Arriving early meant a good choice of seats (on the end of a row about a third of the way up) and also time for a little wine kindly provided by the society.

This was billed as a public event but, apart from the speakers, I'm pretty sure that I was the only non-student there. It was a little weird so it's lucky that I don't get fazed by things like that.

The speakers for the motion, This House Would vote YES to AV, were Jonathan Bartley and Murad Qureshi AM (2nd and 1st right) who were opposed by Dr. Robert McIlveen and Stephen Parkinson (3rd and 4th right).

This was a formal debate, rather than a discussion and normal debating rules regarding length of speeches, interruptions and rights or reply.

The disappointment was immediate with Jonathan Bartley's opening remarks repeating the familiar vague claims and also the misleading claim of needing a majority of votes to win.

Robert McIlveen responded well by pointing out that AV will make no difference at all in the 1/3rd of seats that are already held with over 50% of the vote going to one party.

He also pointed out that a more complicated voting system will work against the less intelligent to which Murad Qureshi later responded by saying that it was OK for these people to vote with a single X. An appalling attitude.

The AV leads to PR claim was also demolished to complete a very convincing speech by Robert McIlveen.

Sound-bite of the evening went to the Nos with "AV moves us from wasted votes to wasted elections" as coalitions will means, as we have seen with the current administration, the policies we voted for being discarded by politicians in favour of agreements made behind closed doors.

The debate livened up a little when the audience were allowed there say. Unfortunately most of these were written beforehand and so were unrelated to what had gone before. For example, one speaker argued that AV would lead to PR when this had already been dismissed.

The two best speakers were both for abstaining on the vote. One pointed out that the debate was not being taken seriously by the government as they had put the referendum on the same date as other elections that the political parties would give priority to.
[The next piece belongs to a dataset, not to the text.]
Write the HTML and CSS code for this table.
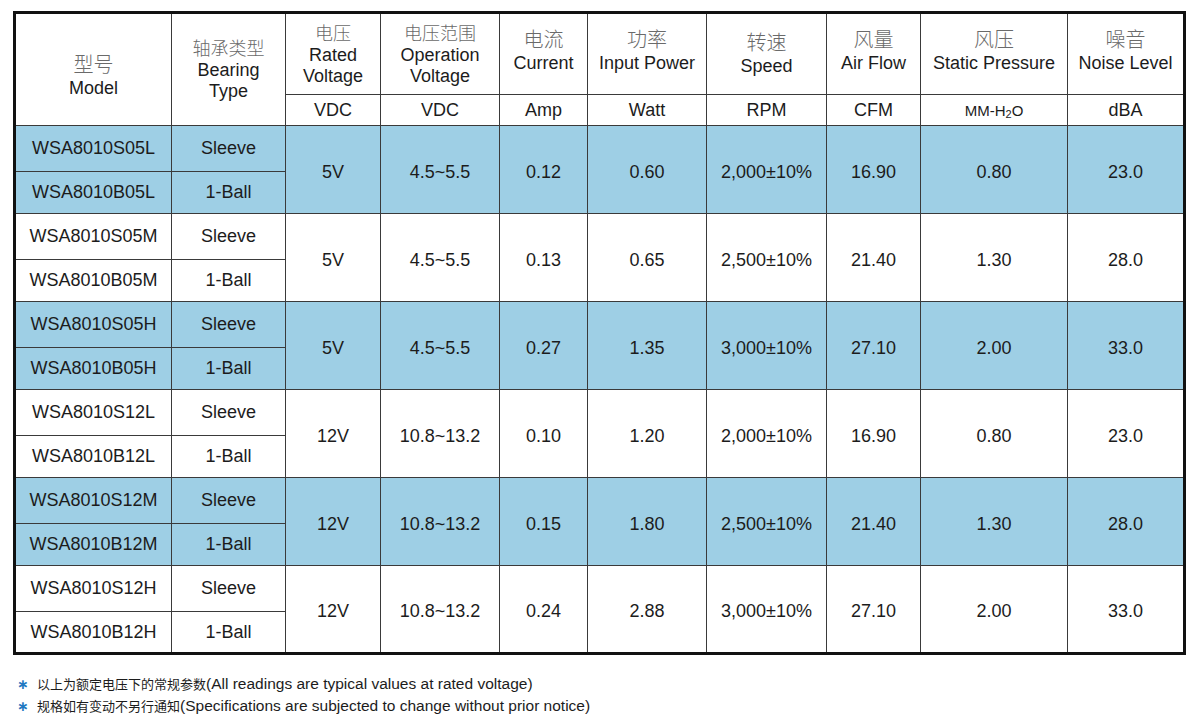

Another said, quite rightly, that nobody had explained why AV changes anything.

The lowest point of the evening came in Jonathan Bartley's closing remarks when he mentioned his disabled son meeting David Cameron for no apparent reason.

The evening recovered a little after that when I joined some of the student in the nearby The Bar @ TCR for some closing drinks.

If this is a sign of the standard of debate that we can expect over the next three months then politics is going to be the loser, whatever the result of the referendum.